BISC 495-010, Evolution, Spring 2013

Study guide for the first exam

The first exam will be Thursday, March 14. If you will be absent that day, e-mail me by the end of the day on Thursday, March 7, so that we can schedule your makeup exam.

You may not use your notes during the exam. You will not need a calculator.

The exam will consist of about 15 questions. Each of your answers should consist of one or two sentences. You will get points off for writing long, rambling answers that say the same thing over and over.

Here are some practice questions. Try answering them, then highlight the invisible text inside the red box (drag your cursor across it) to see my answer.

1. Based on their similar size, short tails, and cute noses, you think that guinea pigs and rabbits are more closely related to each other than they are to rats and mice. How would you test this hypothesis? What result would be consistent with your hypothesis?

Answer: I would collect DNA sequence data from one or more genes in the four species. If my hypothesis were correct, I would expect the difference in the DNA sequences between guinea pigs and rabbits to be smaller than the difference between them and rats or mice. [If a question asks for one answer, and you can think of more than one possible answer, just put down the one that you think is most likely to be correct. You won't get extra credit for having both correct answers if only one was asked for, and if one of your answers is right and one is wrong, you'll get graded based on the wrong answer. For example, if you wrote: "I would collect DNA sequence data from one or more genes in the four species. If my hypothesis were correct, I would expect the difference in the DNA sequences between guinea pigs and rabbits to be smaller than the difference between them and rats or mice. I would also look for rabbit-guinea pig hybrids in the Precambrian fossil record; if my hypothesis were correct, I would find them", you would get zero points, because the second half of your answer is very wrong.]

2. DNA polymerase is an important protein involved in replicating DNA during reproduction. One DNA polymerase protein in the bacterium Escherichia coli is 351 amino acids long; here is its sequence, using the single-letter amino acid abbreviations:


>gi|89107104|ref|AP_000884.1| DNA polymerase IV [Escherichia coli W3110]
MRKIIHVDMDCFFAAVEMRDNPALRDIPIAIGGSRERRGVISTANYPARKFGVRSAMPTGMALKLCPHLT
LLPGRFDAYKEASNHIREIFSRYTSRIEPLSLDEAYLDVTDSVHCHGSATLIAQEIRQTIFNELQLTASA
GVAPVKFLAKIASDMNKPNGQFVITPAEVPAFLQTLPLAKIPGVGKVSAAKLEAMGLRTCGDVQKCDLVM
LLKRFGKFGRILWERSQGIDERDVNSERLRKSVGVERTMAEDIHHWSECEAIIERLYPELERRLAKVKPD
LLIARQGVKLKFDDFQQTTQEHVWPRLNKADLIATARKTWDERRGGRGVRLVGLHVTLLDPQMERQLVLG
L

If you put amino acids together randomly, the probability that a random molecule would have this sequence is 1/20351. This is such a ridiculously small number that if the whole universe were made of amino acids, randomly associating into new molecules every second for the last 13 billion years, this sequence would never have occurred. Creationists use this kind of calculation to argue that life could not have originated by random, natural processes. What's wrong with their argument?
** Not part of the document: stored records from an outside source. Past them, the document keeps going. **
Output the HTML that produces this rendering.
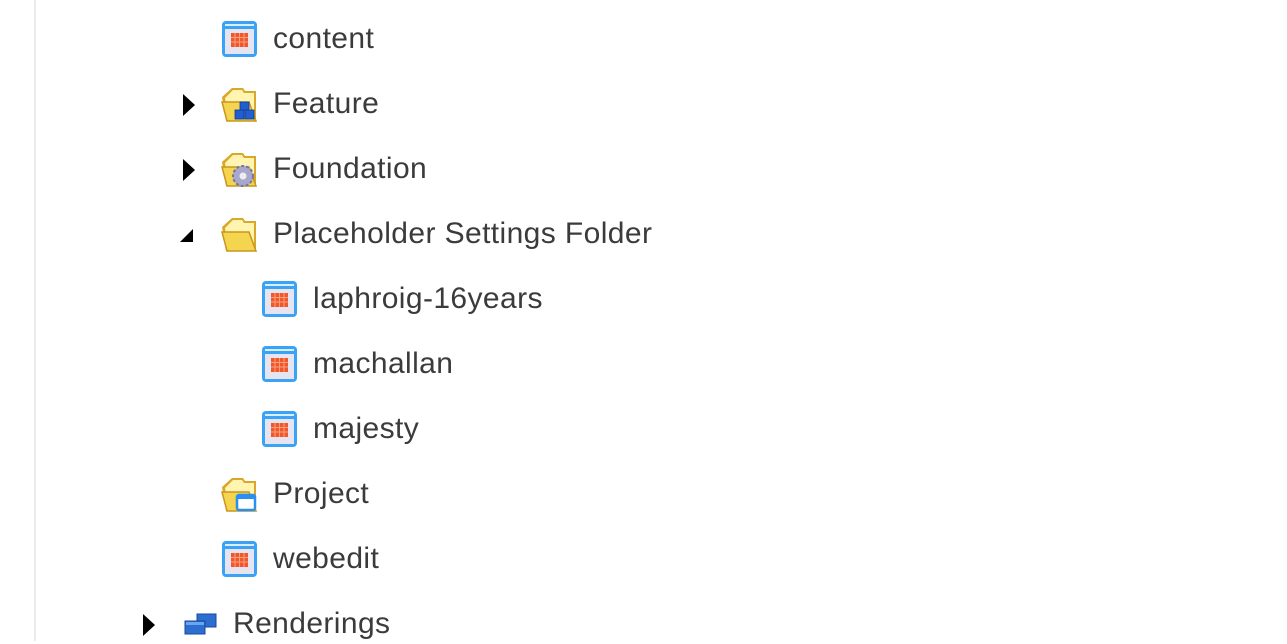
<!DOCTYPE html>
<html><head><style>
body{margin:0;width:1287px;height:641px;background:#fff;position:relative;overflow:hidden;font-family:"Liberation Sans",sans-serif;}
.vl{position:absolute;left:34px;top:0;width:2px;height:641px;background:#ebebeb}
.r{position:absolute;height:40px;}
.t{position:absolute;font-size:30px;color:#3b3b3b;white-space:nowrap;line-height:40px;top:0px;letter-spacing:0.4px}
.ic{position:absolute;top:1px}
.ar{position:absolute;top:10px;width:0;height:0;border-top:11px solid transparent;border-bottom:11px solid transparent;border-left:12px solid #000}
.ad{position:absolute;top:15px;width:0;height:0;border-left:13px solid transparent;border-bottom:13px solid #000}
</style></head><body>
<div class="vl"></div>
<svg width="0" height="0" style="position:absolute">
<defs>
<g id="cal">
<rect x="1" y="1" width="35" height="36" rx="4" fill="#3aa3f5"/>
<rect x="4" y="9" width="29" height="25" fill="#e6e4f0"/>
<rect x="4" y="4" width="29" height="2" fill="#d9eeff"/>
<rect x="10" y="13" width="17" height="14" fill="#f2572c"/>
<path d="M14 13v14M18.5 13v14M23 13v14M10 17.5h17M10 22h17" stroke="#f6a080" stroke-width="1"/>
</g>
<g id="fold">
<path d="M1 12 L11 3 L22 3 L24 6 L35 6 L35 36 L5 36 Z" fill="#d9a72a"/>
<path d="M4 13 L12 5 L21 5 L23 8 L33 8 L33 34 L7 34 Z" fill="#fff5b0"/>
<path d="M1 17 L28 17 L35 36 L6 36 Z" fill="#f5d44f" stroke="#c9961e" stroke-width="1.5"/>
</g>
</defs>
</svg>
<div class="r" style="top:19px;left:0;width:900px">
<svg class="ic" style="left:221px" width="37" height="38"><use href="#cal"/></svg>
<div class="t" style="left:273px">content</div></div>
<div class="r" style="top:84px;left:0;width:900px">
<div class="ar" style="left:183px"></div>
<svg class="ic" style="left:221px" width="37" height="38"><use href="#fold"/><g fill="#1f5fd1" stroke="#0d3b99" stroke-width=".8"><rect x="19" y="17" width="9" height="8"/><rect x="14" y="25" width="9" height="9"/><rect x="24" y="25" width="9" height="9"/></g></svg>
<div class="t" style="left:273px">Feature</div></div>
<div class="r" style="top:149px;left:0;width:900px">
<div class="ar" style="left:183px"></div>
<svg class="ic" style="left:221px" width="37" height="38"><use href="#fold"/><circle cx="22" cy="26" r="10" fill="#a8a8cc" stroke="#7676a0" stroke-width="2" stroke-dasharray="3 2"/><circle cx="22" cy="26" r="3.5" fill="#eee"/></svg>
<div class="t" style="left:273px">Foundation</div></div>
<div class="r" style="top:214px;left:0;width:900px">
<div class="ad" style="left:180px"></div>
<svg class="ic" style="left:221px" width="37" height="38"><use href="#fold"/></svg>
<div class="t" style="left:273px">Placeholder Settings Folder</div></div>
<div class="r" style="top:279px;left:0;width:900px">
<svg class="ic" style="left:261px" width="37" height="38"><use href="#cal"/></svg>
<div class="t" style="left:313px">laphroig-16years</div></div>
<div class="r" style="top:344px;left:0;width:900px">
<svg class="ic" style="left:261px" width="37" height="38"><use href="#cal"/></svg>
<div class="t" style="left:313px">machallan</div></div>
<div class="r" style="top:409px;left:0;width:900px">
<svg class="ic" style="left:261px" width="37" height="38"><use href="#cal"/></svg>
<div class="t" style="left:313px">majesty</div></div>
<div class="r" style="top:474px;left:0;width:900px">
<svg class="ic" style="left:221px" width="37" height="38"><use href="#fold"/><rect x="16" y="20" width="18" height="15" rx="2" fill="#fff" stroke="#2a8ff0" stroke-width="2.5"/><rect x="16" y="20" width="18" height="4" fill="#2a8ff0"/></svg>
<div class="t" style="left:273px">Project</div></div>
<div class="r" style="top:539px;left:0;width:900px">
<svg class="ic" style="left:221px" width="37" height="38"><use href="#cal"/></svg>
<div class="t" style="left:273px">webedit</div></div>
<div class="r" style="top:604px;left:0;width:900px">
<div class="ar" style="left:143px"></div>
<svg class="ic" style="left:181px" width="40" height="38"><rect x="16" y="9" width="19" height="13" fill="#2d6fd0" stroke="#174a9c"/><rect x="4" y="16" width="20" height="13" fill="#2d6fd0" stroke="#174a9c"/><rect x="5" y="17" width="18" height="3" fill="#6aa6f0"/></svg>
<div class="t" style="left:233px">Renderings</div></div>
</body></html>
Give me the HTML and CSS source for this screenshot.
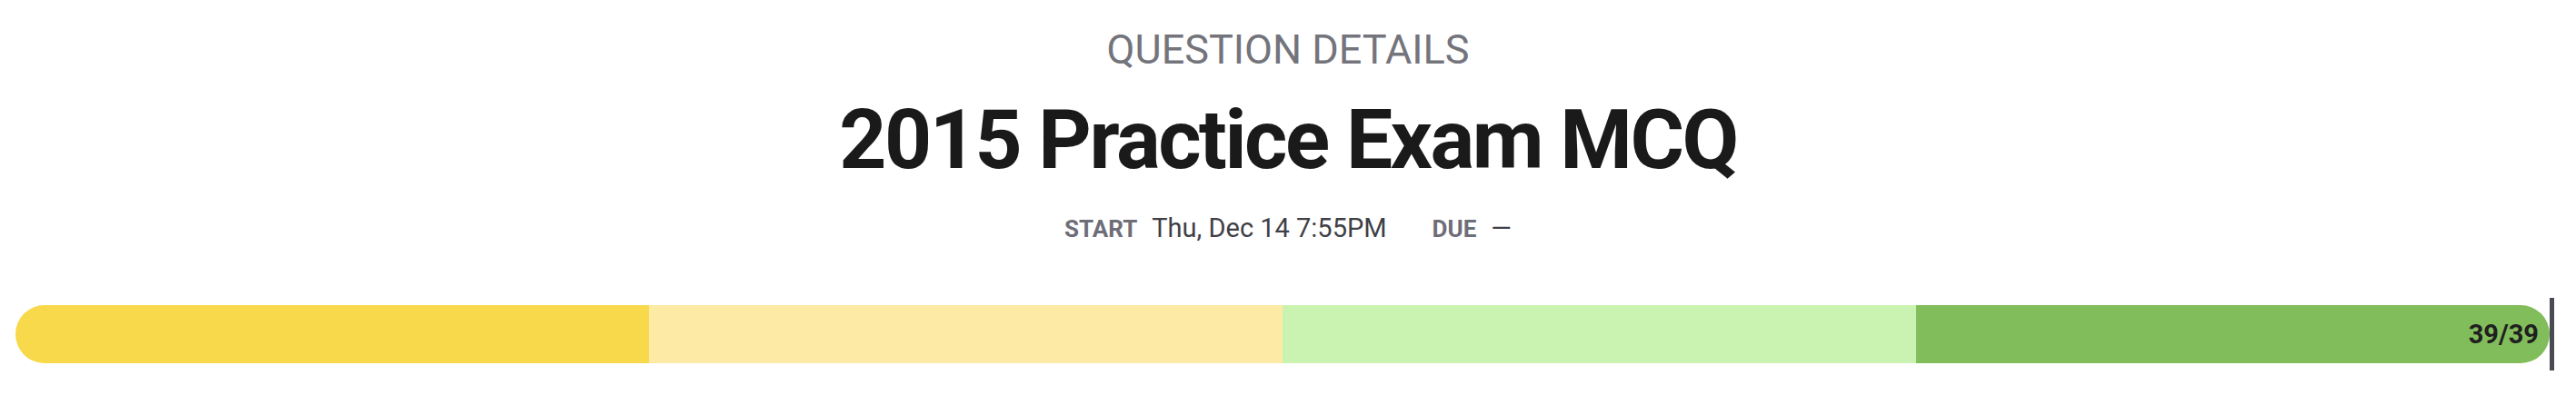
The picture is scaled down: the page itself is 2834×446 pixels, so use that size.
FILE: index.html
```html
<!DOCTYPE html>
<html>
<head>
<meta charset="utf-8">
<link rel="stylesheet" href="styles.css">
</head>
<body>
<div class="page">
  <header class="header">
    <div class="eyebrow">QUESTION DETAILS</div>
    <h1 class="title">2015 Practice Exam MCQ</h1>
    <div class="meta">
      <span class="meta-label">START</span>
      <span class="meta-value">Thu, Dec 14 7:55PM</span>
      <span class="meta-label due">DUE</span>
      <span class="meta-value">—</span>
    </div>
  </header>
  <div class="progress-wrap">
    <div class="progress">
      <div class="seg seg-1"></div>
      <div class="seg seg-2"></div>
      <div class="seg seg-3"></div>
      <div class="seg seg-4"><span class="count">39/39</span></div>
      <div class="marker"></div>
    </div>
  </div>
</div>
</body>
</html>
```

FILE: styles.css
```css
html, body {
  margin: 0;
  padding: 0;
  background: #ffffff;
}

body {
  font-family: Roboto, "Liberation Sans", sans-serif;
}

.page {
  width: 2834px;
  height: 446px;
}

.header {
  display: flex;
  flex-direction: column;
  align-items: center;
}

.eyebrow {
  margin-top: 27px;
  font-size: 45px;
  line-height: 56px;
  color: #74747c;
}

.title {
  margin: 25px 0 0 0;
  font-size: 91px;
  line-height: 92px;
  font-weight: 700;
  letter-spacing: -0.027em;
  color: #1a1a1a;
}

.meta {
  margin-top: 31px;
  display: flex;
  align-items: baseline;
  line-height: 40px;
}

.meta-label {
  font-size: 26px;
  font-weight: 700;
  color: #6e6e78;
  margin-right: 16px;
}

.meta-label.due {
  margin-left: 50px;
}

.meta-value {
  font-size: 29px;
  color: #3f3f46;
}

.progress-wrap {
  padding: 0 29px 0 17px;
  margin-top: 64px;
}

.progress {
  position: relative;
  display: flex;
  height: 64px;
}

.seg {
  flex: 1;
  display: flex;
  align-items: center;
  justify-content: flex-end;
}

.seg-1 {
  background: #f8d94b;
  border-radius: 32px 0 0 32px;
}

.seg-2 {
  background: #fceaa5;
}

.seg-3 {
  background: #caf3b2;
}

.seg-4 {
  background: #82bd5c;
  border-radius: 0 32px 32px 0;
}

.count {
  font-size: 29px;
  font-weight: 700;
  color: #1f1f1f;
  margin-right: 12px;
}

.marker {
  position: absolute;
  left: 100%;
  top: -8px;
  bottom: -8px;
  width: 5px;
  background: #4a4a52;
}
```
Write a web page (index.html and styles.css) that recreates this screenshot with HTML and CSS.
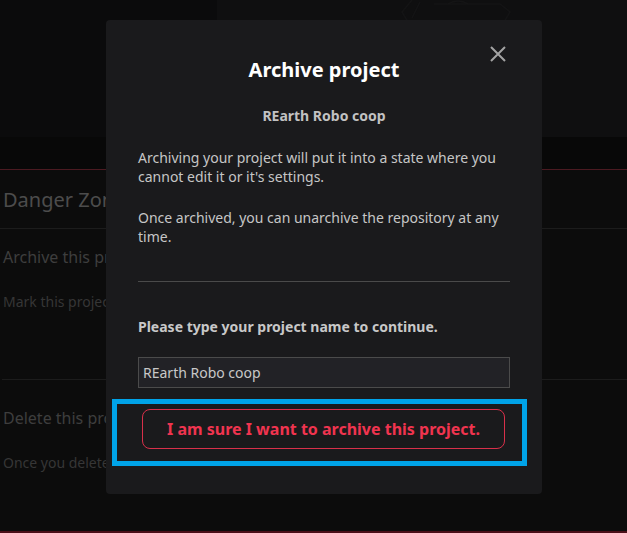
FILE: index.html
```html
<!DOCTYPE html>
<html lang="en">
<head>
<meta charset="utf-8">
<title>Archive project</title>
<link rel="stylesheet" href="styles.css">
</head>
<body>
<div class="page">
  <header class="header">
    <div class="header-left"></div>
    <div class="header-right">
      <svg class="ghost-logo" width="120" height="22" viewBox="0 0 120 22" aria-hidden="true">
        <path d="M12 0 L2 12 L8 22 M20 2 L12 18 M34 4 H100 L110 12 L104 22" fill="none" stroke="#141415" stroke-width="1.5"/>
        <path d="M48 4 Q58 -2 68 4" fill="none" stroke="#141415" stroke-width="1.5"/>
      </svg>
    </div>
  </header>
  <div class="subbar"></div>
  <section class="danger">
    <h2 class="danger-title">Danger Zone</h2>
    <div class="danger-row archive-row">
      <h3 class="row-title">Archive this project</h3>
      <p class="row-desc">Mark this project as archived and read-only.</p>
    </div>
    <div class="danger-row delete-row">
      <h3 class="row-title">Delete this project</h3>
      <p class="row-desc">Once you delete a project, there is no going back.</p>
    </div>
  </section>
  <div class="footer-line"></div>
</div>

<div class="overlay">
  <div class="modal" role="dialog" aria-labelledby="modal-title">
    <button class="close" aria-label="Close">
      <svg width="16" height="16" viewBox="0 0 16 16"><path d="M1 1 L15 15 M15 1 L1 15" stroke="#a3a3a3" stroke-width="2" fill="none"/></svg>
    </button>
    <h2 class="modal-title" id="modal-title">Archive project</h2>
    <p class="modal-sub">REarth Robo coop</p>
    <p class="modal-text">Archiving your project will put it into a state where you cannot edit it or it's settings.</p>
    <p class="modal-text second">Once archived, you can unarchive the repository at any time.</p>
    <hr class="divider">
    <p class="confirm-label">Please type your project name to continue.</p>
    <input class="confirm-input" type="text" value="REarth Robo coop">
    <div class="highlight">
      <button class="danger-btn">I am sure I want to archive this project.</button>
    </div>
  </div>
</div>
</body>
</html>
```
FILE: styles.css
```css
* { box-sizing: border-box; }
html, body { margin: 0; padding: 0; }
body {
  background: #0b0b0b;
  font-family: "Noto Sans", "Open Sans", sans-serif;
  width: 627px;
  height: 533px;
  overflow: hidden;
}

.page {
  display: flex;
  flex-direction: column;
  height: 533px;
}

.header {
  display: flex;
  height: 137px;
}
.header-left { width: 217px; background: #0b0b0c; }
.header-right {
  flex: 1;
  background: #0f0f10;
  padding-left: 183px;
}
.ghost-logo { display: block; }

.subbar {
  height: 33px;
  background: #080808;
  border-bottom: 1px solid #4b1a21;
}

.danger {
  flex: 1;
  background: #0c0c0c;
  padding-left: 3px;
}
.danger-title {
  margin: 0;
  height: 59px;
  padding-top: 16px;
  font-size: 20px;
  line-height: 28px;
  font-weight: 400;
  color: #4c4c4c;
  border-bottom: 1px solid #1c1c1c;
  margin-left: -3px;
  padding-left: 3px;
}
.danger-row {
  border-bottom: 1px solid #1c1c1c;
  margin-left: -1px;
  padding-left: 1px;
}
.archive-row { height: 151px; padding-top: 17px; }
.delete-row { border-bottom: none; padding-top: 27px; }
.row-title {
  margin: 0;
  font-size: 16px;
  line-height: 22px;
  font-weight: 400;
  color: #3e3e3e;
  white-space: nowrap;
}
.row-desc {
  margin: 24px 0 0;
  font-size: 14px;
  line-height: 19px;
  color: #363636;
  white-space: nowrap;
}

.footer-line {
  height: 2px;
  background: #4a0f18;
}

.overlay {
  position: fixed;
  inset: 0;
  display: flex;
  align-items: flex-start;
  padding: 20px 0 0 106px;
}
.modal {
  position: relative;
  width: 436px;
  height: 474px;
  background: #1a1a1c;
  border-radius: 4px;
  padding: 36px 32px 29px;
}
.close {
  position: absolute;
  top: 26px;
  right: 36px;
  width: 16px;
  height: 16px;
  padding: 0;
  border: 0;
  background: none;
  cursor: pointer;
}
.close svg { display: block; }

.modal-title {
  margin: 0;
  text-align: center;
  font-size: 20px;
  line-height: 28px;
  font-weight: 700;
  color: #ffffff;
}
.modal-sub {
  margin: 22px 0 0;
  text-align: center;
  font-size: 14px;
  line-height: 19px;
  font-weight: 700;
  color: #c2c2c2;
}
.modal-text {
  margin: 23px 0 0;
  font-size: 14px;
  line-height: 19px;
  color: #c6c6c6;
}
.modal-text.second { margin-top: 22px; }
.divider {
  margin: 35px 0 0;
  border: 0;
  border-top: 1px solid #4a4a4a;
  height: 0;
}
.confirm-label {
  margin: 35px 0 0;
  font-size: 14px;
  line-height: 19px;
  font-weight: 700;
  color: #c8c8c8;
}
.confirm-input {
  display: block;
  margin-top: 21px;
  width: 100%;
  height: 31px;
  padding: 0 4px;
  background: #222226;
  border: 1px solid #4b4b4b;
  color: #c8c8c8;
  font-family: inherit;
  font-size: 14px;
  outline: none;
}
.highlight {
  margin: 11px -17px 0 -26px;
  border: 5px solid #00a3e8;
  padding: 5px 17px 12px 25px;
}
.danger-btn {
  display: block;
  width: 100%;
  height: 40px;
  background: transparent;
  border: 1px solid #d8304a;
  border-radius: 8px;
  color: #f0344f;
  font-family: inherit;
  font-size: 16px;
  font-weight: 700;
  cursor: pointer;
}
```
Answer: There are many different sequences that would function as a DNA polymerase, so the numerator in their expression should be much greater than 1. This makes the probability much higher than the creationists calculate.

3. You've decided to write your term paper about ammonites. What are the three most important things you would do to find scientific literature about ammonites?

Answer: 1. Do a topic search for ammonites in the Web of Science.
2. Pick some of the articles from the topic search and look at their reference lists for good older papers.
3. Pick some of the best papers from steps 1 and 2 and use the Web of Science to find more recent papers that cite them.
[Note that if a question asks for more than one answer, be sure to give the correct number of answers. Numbering the answers, as I've done here, may help you keep track of this.]

4. You are trying to estimate the phylogeny of several species of pine trees in the genus Pinus. You sequence the RBCL gene in a white pine, lodgepole pine, yellow pine, bristlecone pine, and pitch pine. You also sequence the RBCL gene in a blue spruce, Picea pungens. You analyze your data on RBCL in pines using the neighbor-joining technique and it gives you the tree on the left, while the maximum likelihood technique gives you the tree on the right. What do you conclude about the relationship of white pine, yellow pine, and pitch pine? What should you do next?

Answer: Because the two techniques give different results, you conclude that you don't know whether yellow pine is more closely related to white pine or pitch pine. Your next step would be to collect more data, such as DNA sequences of more genes.